The cuffs of the Bridgers are high enough to help support my ankles, keeping them steady which minimizes after-hike soreness. The thick padding of the cuff has protected me from rubbing and the subsequent after-hike abrasions and/or blisters. The arch support works wonderfully to keep my arches from rock bruising, especially when wearing a heavy backpack. That's usually the place I feel the most - my arches. Not so with the Bridgers! And lastly, thanks to a roomy (but not, too roomy) toe box, I have not suffered one blister or "black" toe due to rubbing or banging my toes on the downhill treks.

I've had plenty of experience with very hot weather hiking this summer and I haven't noticed any undue sweating while wearing the Bridgers even when wearing heavyweight socks (which I usually do, all year round). I'm sure that I did sweat - sometimes - the insides of the boots are a bit damp - but never to a point where it bothered me on the trail. My attitude is, if I'm not conscious of a piece of gear, that's a good thing. Seems when I'm backpacking, the only time I'm thinking about a piece of gear, it's not working!

As for cold, we are just getting into really cold weather here and I've worn the Bridgers on 3 separate day hikes this past week in temperatures down to 9 F (-13 C). Even when staying still in snow up to my knees, my feet have remained warm!

Oh, and dry! Just today, I was out in the snow for 3 hours. My pants were soaked, my hat and jacket covered with snow, but though the Bridgers were constantly covered in the snow, they remained perfectly dry inside. That was really a welcome situation!

I am a natural klutz! When backpacking and hiking, it's only a matter of time before the seat of my pants is going to meet up with the ground. I depend on the tread of my boots (and my hiking poles!) to help me stay vertical. The Bridgers worked really, really well on most all the trails I encountered this past spring, summer and fall. Dirt, gravel, rocks, sheer granite, all were no obstacle for the Bridgers. While I wasn't quite as steady as a mountain goat (no snarky comments from my trail mates, please), I held my own.

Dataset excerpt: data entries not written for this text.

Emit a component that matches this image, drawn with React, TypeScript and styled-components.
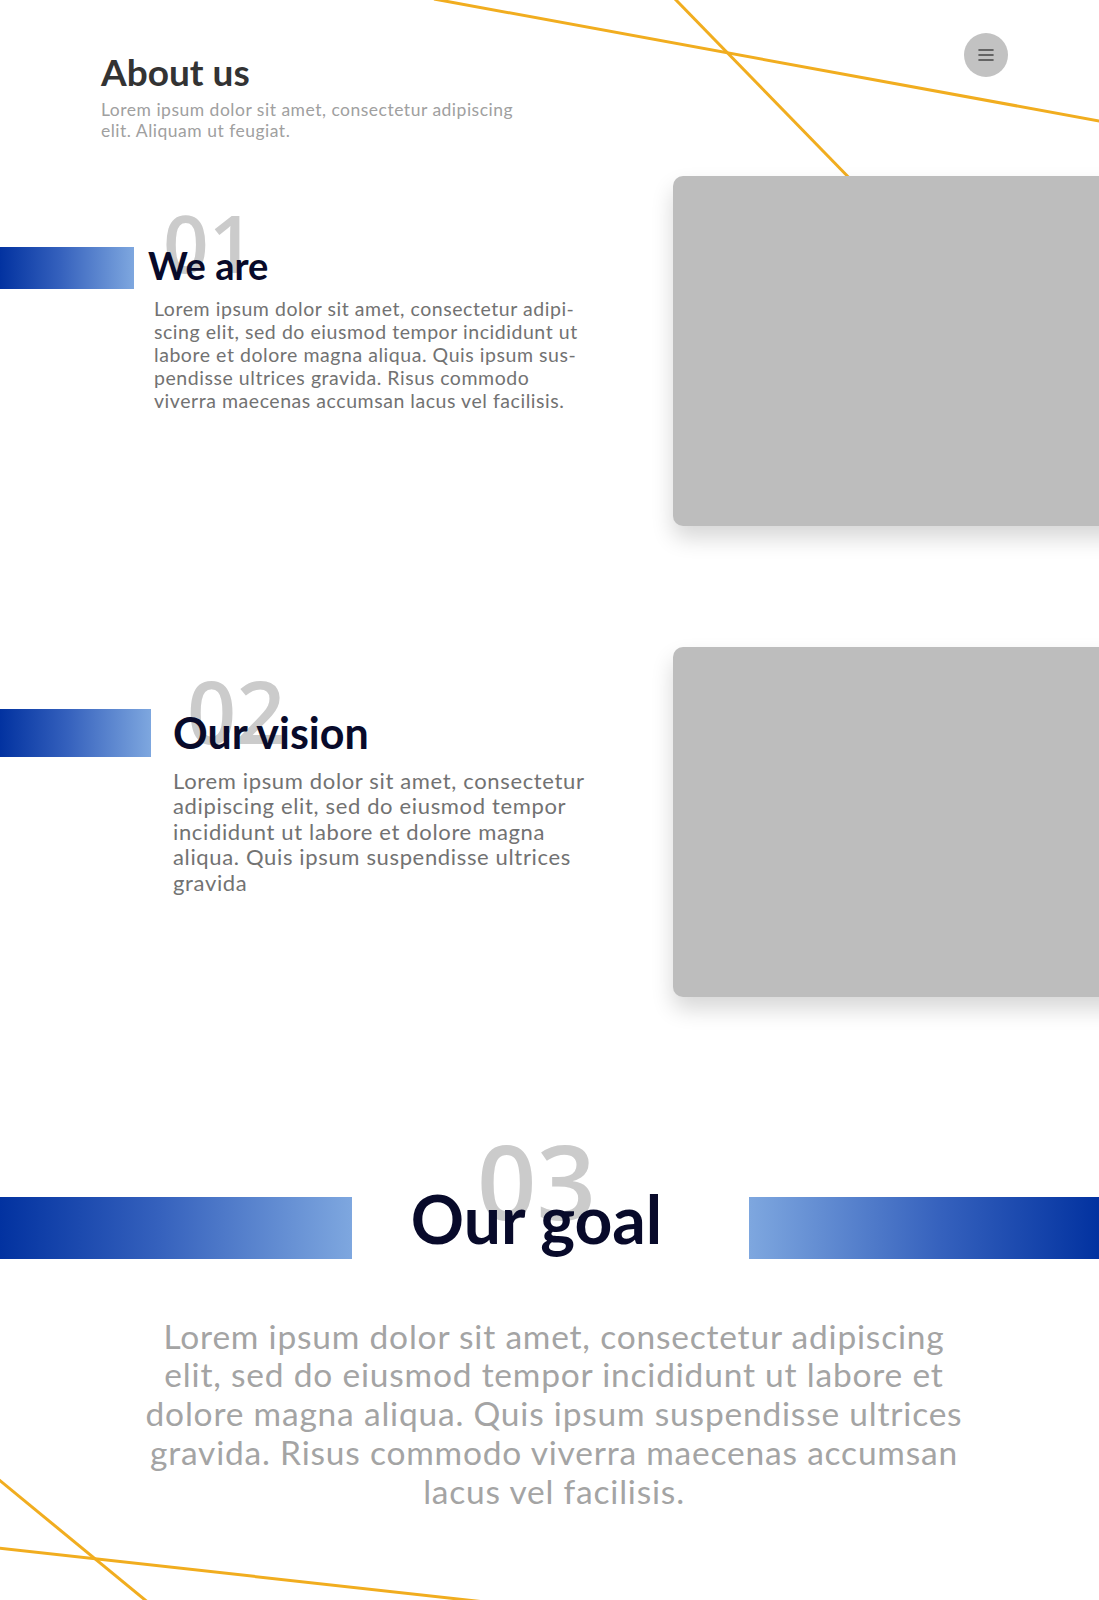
import React from "react";
import styled, { createGlobalStyle } from "styled-components";

const GlobalStyle = createGlobalStyle`
  html, body {
    margin: 0;
    padding: 0;
    background: #fff;
  }
  body {
    font-family: Lato, "Liberation Sans", sans-serif;
  }
`;

const Page = styled.div`
  position: relative;
  width: 100%;
  height: 1600px;
  overflow: hidden;
  background: #fff;
`;

const Decor = styled.svg`
  position: absolute;
  top: 0;
  left: 0;
  width: 1099px;
  height: 1600px;
  pointer-events: none;
  z-index: 0;
`;

const Content = styled.div`
  position: relative;
  z-index: 1;
`;

const Header = styled.header`
  display: flex;
  justify-content: space-between;
  align-items: flex-start;
  height: 176px;
  box-sizing: border-box;
  padding: 33px 91px 0 101px;
`;

const TitleBlock = styled.div`
  padding-top: 17px;
`;

const Title = styled.h1`
  margin: 0;
  font-size: 37px;
  line-height: 44px;
  font-weight: 700;
  color: #333333;
`;

const Subtitle = styled.p`
  margin: 5px 0 0;
  font-size: 17.5px;
  line-height: 21px;
  letter-spacing: 0.5px;
  color: #a0a0a0;
`;

const MenuButton = styled.button`
  width: 44px;
  height: 44px;
  border: none;
  border-radius: 50%;
  background: #c2c2c2;
  display: flex;
  align-items: center;
  justify-content: center;
  padding: 0;
  cursor: pointer;
`;

const Row = styled.section<{ $gap: number }>`
  display: flex;
  justify-content: space-between;
  margin-top: ${(p) => p.$gap}px;
`;

const TextCol = styled.div<{ $top: number }>`
  flex: 0 0 673px;
  padding-top: ${(p) => p.$top}px;
`;

const Card = styled.div`
  flex: 0 0 480px;
  height: 350px;
  background: #bdbdbd;
  border-radius: 10px 0 0 10px;
  box-shadow: 0 12px 22px rgba(0, 0, 0, 0.16);
`;

const HeadingRow = styled.div<{ $gap: number }>`
  display: flex;
  align-items: center;
  gap: ${(p) => p.$gap}px;
`;

const Bar = styled.div<{ $w: number; $h: number; $reverse?: boolean }>`
  flex: 0 0 ${(p) => p.$w}px;
  height: ${(p) => p.$h}px;
  background: linear-gradient(
    ${(p) => (p.$reverse ? "to left" : "to right")},
    #0232a0 0%,
    #3561bd 45%,
    #7ea7df 100%
  );
`;

const Heading = styled.h2<{ $size: number; $lift: number }>`
  position: relative;
  margin: 0 0 ${(p) => p.$lift}px;
  font-size: ${(p) => p.$size}px;
  line-height: ${(p) => Math.round(p.$size * 1.2)}px;
  font-weight: 700;
  color: #080a2a;
  white-space: nowrap;
`;

const HeadingText = styled.span`
  position: relative;
  z-index: 1;
`;

const Number = styled.span<{ $size: number; $top: number; $left: number }>`
  position: absolute;
  top: ${(p) => p.$top}px;
  left: ${(p) => p.$left}px;
  font-family: "Open Sans", "Noto Sans", sans-serif;
  font-weight: 600;
  font-size: ${(p) => p.$size}px;
  line-height: 1;
  color: #cbcbcb;
  z-index: 0;
`;

const Body = styled.p<{
  $size: number;
  $lh: number;
  $ls: number;
  $indent: number;
  $top: number;
}>`
  margin: ${(p) => p.$top}px 0 0 ${(p) => p.$indent}px;
  font-size: ${(p) => p.$size}px;
  line-height: ${(p) => p.$lh}px;
  letter-spacing: ${(p) => p.$ls}px;
  color: #727272;
`;

const Line = styled.span`
  display: block;
  white-space: nowrap;
`;

const GoalHead = styled.div`
  display: flex;
  align-items: flex-start;
  margin-top: 200px;
`;

const GoalCenter = styled.div`
  flex: 1;
  display: flex;
  justify-content: center;
  padding-right: 28px;
`;

const GoalHeading = styled.h2`
  position: relative;
  margin: -11.5px 0 0;
  font-size: 66px;
  line-height: 66px;
  font-weight: 700;
  color: #080a2a;
  white-space: nowrap;
`;

const GoalNumber = styled.span`
  position: absolute;
  top: -58px;
  left: 50%;
  transform: translateX(-50%);
  font-family: "Open Sans", "Noto Sans", sans-serif;
  font-weight: 600;
  font-size: 104px;
  line-height: 1;
  color: #cbcbcb;
`;

const GoalText = styled.p`
  margin: 57.5px 0 0;
  padding-left: 9px;
  text-align: center;
  font-size: 33.5px;
  line-height: 38.8px;
  letter-spacing: 0.8px;
  color: #a4a4a4;
`;

const MenuIcon = () => (
  <svg width="16" height="12" viewBox="0 0 16 12">
    <g stroke="#454545" strokeWidth="1.6" strokeLinecap="round">
      <line x1="1" y1="1" x2="15" y2="1" />
      <line x1="1" y1="6" x2="15" y2="6" />
      <line x1="1" y1="11" x2="15" y2="11" />
    </g>
  </svg>
);

type Section = {
  num: string;
  title: string;
  lines: string[];
  rowGap: number;
  top: number;
  bar: [number, number];
  gap: number;
  size: number;
  lift: number;
  numSize: number;
  numTop: number;
  numLeft: number;
  bodySize: number;
  bodyLh: number;
  bodyLs: number;
  indent: number;
  bodyTop: number;
};

const sections: Section[] = [
  {
    num: "01",
    title: "We are",
    lines: [
      "Lorem ipsum dolor sit amet, consectetur adipi-",
      "scing elit, sed do eiusmod tempor incididunt ut",
      "labore et dolore magna aliqua. Quis ipsum sus-",
      "pendisse ultrices gravida. Risus commodo",
      "viverra maecenas accumsan lacus vel facilisis.",
    ],
    rowGap: 0,
    top: 66,
    bar: [134, 42],
    gap: 14,
    size: 38,
    lift: 6,
    numSize: 80,
    numTop: -40,
    numLeft: 15,
    bodySize: 19.5,
    bodyLh: 23,
    bodyLs: 0.55,
    indent: 6,
    bodyTop: 3,
  },
  {
    num: "02",
    title: "Our vision",
    lines: [
      "Lorem ipsum dolor sit amet, consectetur",
      "adipiscing elit, sed do eiusmod tempor",
      "incididunt ut labore et dolore magna",
      "aliqua. Quis ipsum suspendisse ultrices",
      "gravida",
    ],
    rowGap: 121,
    top: 60,
    bar: [151, 48],
    gap: 22,
    size: 43,
    lift: 0,
    numSize: 86,
    numTop: -39,
    numLeft: 14,
    bodySize: 22,
    bodyLh: 25.5,
    bodyLs: 0.65,
    indent: 0,
    bodyTop: 8.5,
  },
];

const goalLines = [
  "Lorem ipsum dolor sit amet, consectetur adipiscing",
  "elit, sed do eiusmod tempor incididunt ut labore et",
  "dolore magna aliqua. Quis ipsum suspendisse ultrices",
  "gravida. Risus commodo viverra maecenas accumsan",
  "lacus vel facilisis.",
];

const App = () => {
  return (
    <Page>
      <GlobalStyle />
      <Decor viewBox="0 0 1099 1600">
        <g stroke="#f1ad1f" strokeWidth="3" fill="none">
          <line x1="434" y1="-1" x2="1110" y2="123" />
          <line x1="675" y1="-1" x2="860" y2="189" />
          <line x1="-2" y1="1479" x2="150" y2="1604" />
          <line x1="-2" y1="1548" x2="485" y2="1602" />
        </g>
      </Decor>
      <Content>
        <Header>
          <TitleBlock>
            <Title>About us</Title>
            <Subtitle>
              Lorem ipsum dolor sit amet, consectetur adipiscing
              <br />
              elit. Aliquam ut feugiat.
            </Subtitle>
          </TitleBlock>
          <MenuButton aria-label="Menu">
            <MenuIcon />
          </MenuButton>
        </Header>

        {sections.map((s) => (
          <Row key={s.num} $gap={s.rowGap}>
            <TextCol $top={s.top}>
              <HeadingRow $gap={s.gap}>
                <Bar $w={s.bar[0]} $h={s.bar[1]} />
                <Heading $size={s.size} $lift={s.lift}>
                  <Number $size={s.numSize} $top={s.numTop} $left={s.numLeft}>
                    {s.num}
                  </Number>
                  <HeadingText>{s.title}</HeadingText>
                </Heading>
              </HeadingRow>
              <Body
                $size={s.bodySize}
                $lh={s.bodyLh}
                $ls={s.bodyLs}
                $indent={s.bar[0] + s.gap + s.indent}
                $top={s.bodyTop}
              >
                {s.lines.map((l) => (
                  <Line key={l}>{l}</Line>
                ))}
              </Body>
            </TextCol>
            <Card />
          </Row>
        ))}

        <GoalHead>
          <Bar $w={352} $h={62} />
          <GoalCenter>
            <GoalHeading>
              <GoalNumber>03</GoalNumber>
              <HeadingText>Our goal</HeadingText>
            </GoalHeading>
          </GoalCenter>
          <Bar $w={350} $h={62} $reverse />
        </GoalHead>
        <GoalText>
          {goalLines.map((l) => (
            <Line key={l}>{l}</Line>
          ))}
        </GoalText>
      </Content>
    </Page>
  );
};

export default App;
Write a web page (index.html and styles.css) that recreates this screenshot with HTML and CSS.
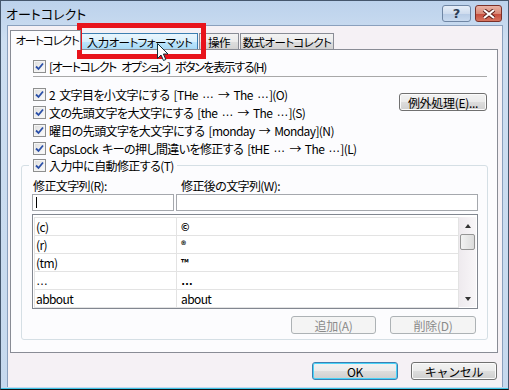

Where the Bridgers aren't so great is on hard-packed snow and ice - at least not for me. These last few day hikes here in Breckenridge saw me dancing less than gracefully on several occasions. My high kick will be legendary and re-counted for a while. Fortunately, nothing was injured except, perhaps, what little pride I had left! Thank goodness for good, sturdy trekking poles!

As of yet, there is no undue wear and tear to be seen on the Bridgers. They sport the usual scuffs (they're MY shoes after all) and dirt but overall are in great shape. They even still smell like leather with no special care. A quick brushing when the mud get too thick is all I've ever done.

I think I'll keep them!


1.) Super comfortable right out of the box - no break-in required.
2.) Really keeps me dry even when standing in water for several minutes
3.) Great arch support even with a heavy backpack.
4.) Cleans up easily with just a stiff brushing.


1.) Not the best boot on hard-packed snow or ice.


I love shoes and boots. I have a closet full of them. I try to justify having so many by seasons, trail conditions and when really desperate, "the color matches my base layer"! Many of my boots sit at the back of the closet. Not so, the Oboz BDry boots. I really prefer them over some other boots due to the great comfort and stellar arch support, especially when backpacking multiple miles/kilometers over rough terrain with a heavier-than-day-use backpack. My only real complaint is they are not the greatest in slippery conditions which means I will probably not be able to wear them when I am likely to encounter hard-packed snow or ice. Fortunately, that's not often the case for me here in south central Colorado. My pretty red boots will continue to get lots of wear-time for the foreseeable future!